Every line that holds the string "components" is to be identified and copied.

━━ Data provided

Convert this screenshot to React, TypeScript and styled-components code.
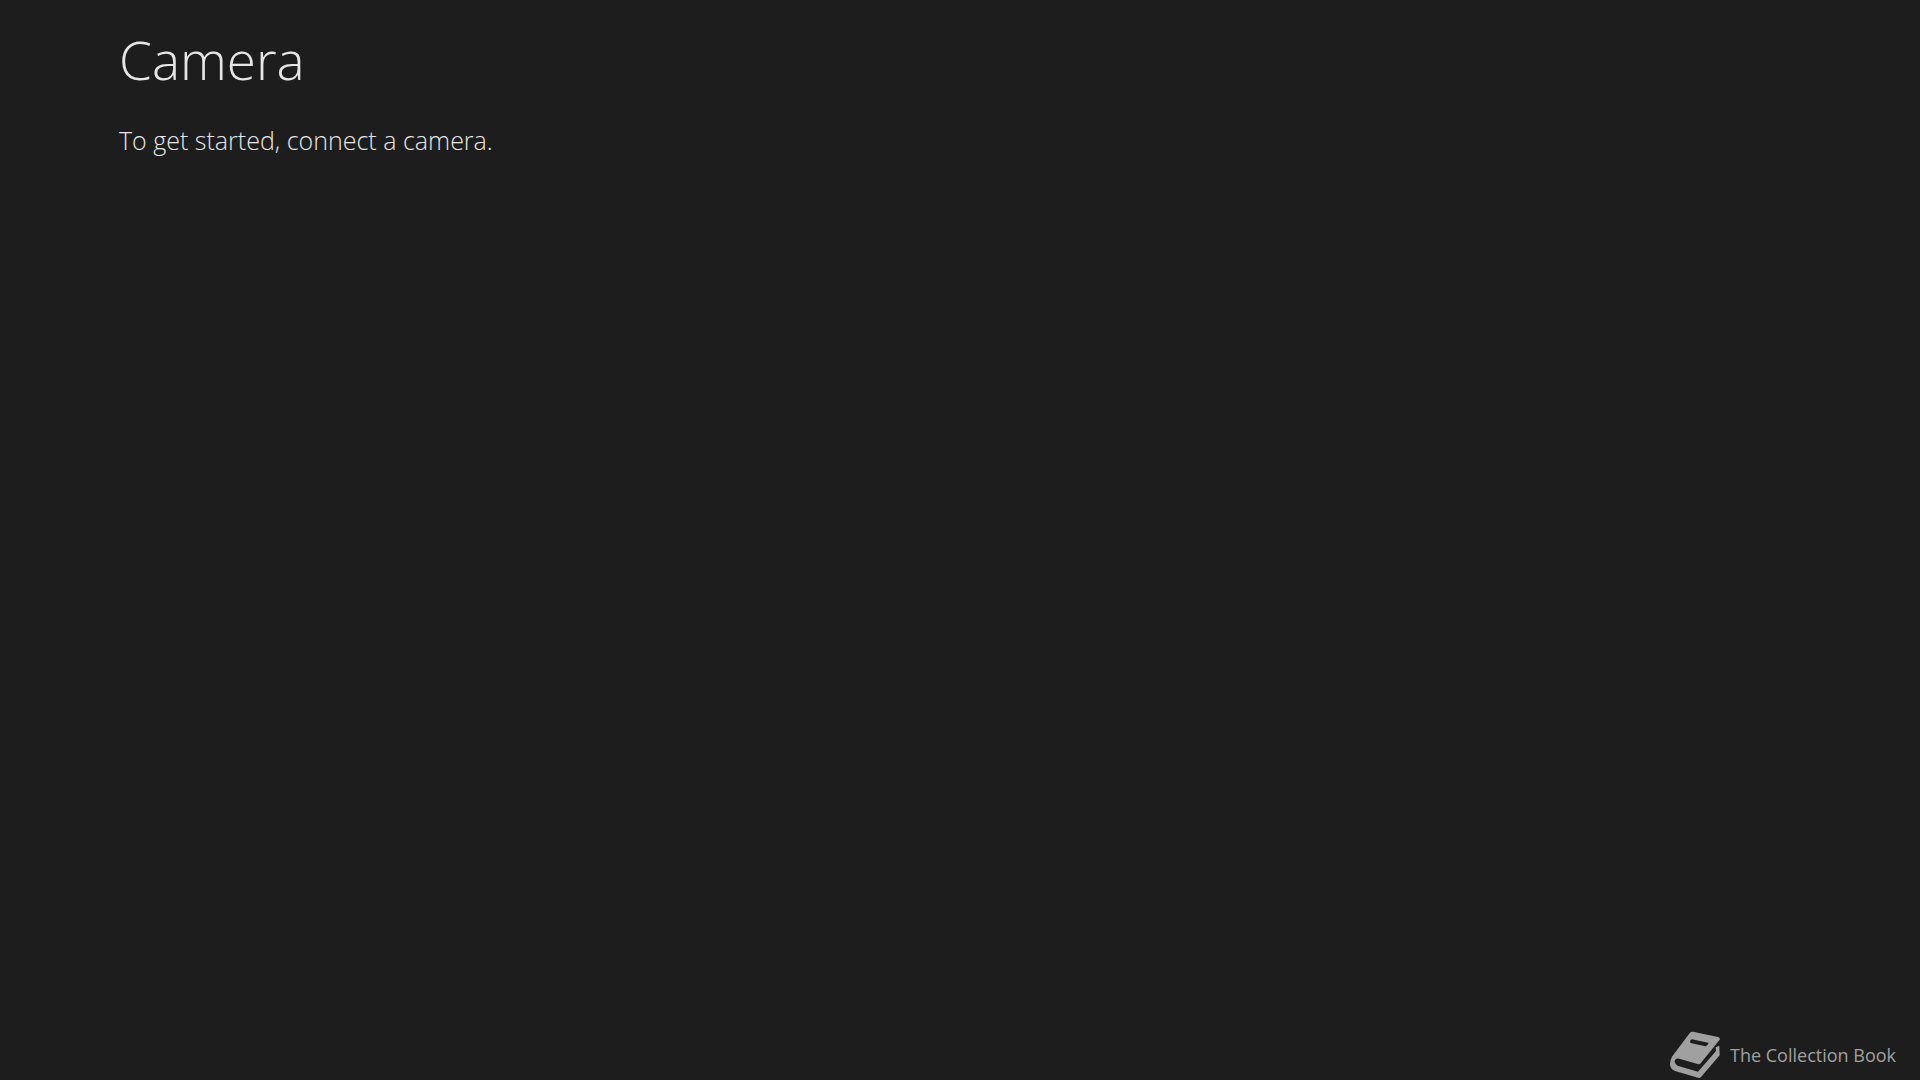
import React from "react";
import styled, { createGlobalStyle } from "styled-components";

const GlobalStyle = createGlobalStyle`
  * {
    box-sizing: border-box;
  }
  body {
    margin: 0;
    background: #1d1d1d;
    font-family: "Open Sans", "Noto Sans", sans-serif;
  }
`;

const Page = styled.div`
  display: flex;
  flex-direction: column;
  justify-content: space-between;
  min-height: 100vh;
`;

const Content = styled.main`
  padding: 24px 119px 0;
  color: #e6e6e6;
  font-weight: 300;
`;

const Title = styled.h1`
  margin: 0;
  font-size: 53px;
  line-height: 72px;
  font-weight: 300;
`;

const Message = styled.p`
  margin: 24px 0 0;
  font-size: 25px;
  line-height: 40px;
`;

const Footer = styled.footer`
  display: flex;
  align-items: center;
  justify-content: flex-end;
  gap: 10px;
  padding: 0 24px 2px;
  color: #a0a0a0;
  font-size: 18px;
  line-height: 24px;
`;

const Logo = styled.svg`
  width: 50px;
  height: 47px;
`;

const BookLogo = () => (
  <Logo viewBox="0 0 150 141" aria-hidden="true">
    <path
      fill="#a0a0a0"
      fillRule="evenodd"
      d="M69 2L144 18Q151 20 149 26L92 97Q89 101 83 99L28 83Q16 80 14 91Q15 101 25 105L84 122L138 60L137 49L148 44L149 73L93 138Q89 142 84 140L15 120Q0 114 0 99Q0 87 7 76L57 9Q62 1 69 2ZM66 25Q60 26 60 33L62 36L106 46Q112 44 116 37L114 35Z"
    />
  </Logo>
);

export default function App() {
  return (
    <>
      <GlobalStyle />
      <Page>
        <Content>
          <Title>Camera</Title>
          <Message>To get started, connect a camera.</Message>
        </Content>
        <Footer>
          <BookLogo />
          <span>The Collection Book</span>
        </Footer>
      </Page>
    </>
  );
}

━━━━

## Answer in full
Convert this screenshot to React, TypeScript and styled-components code.
import styled, { createGlobalStyle } from "styled-components";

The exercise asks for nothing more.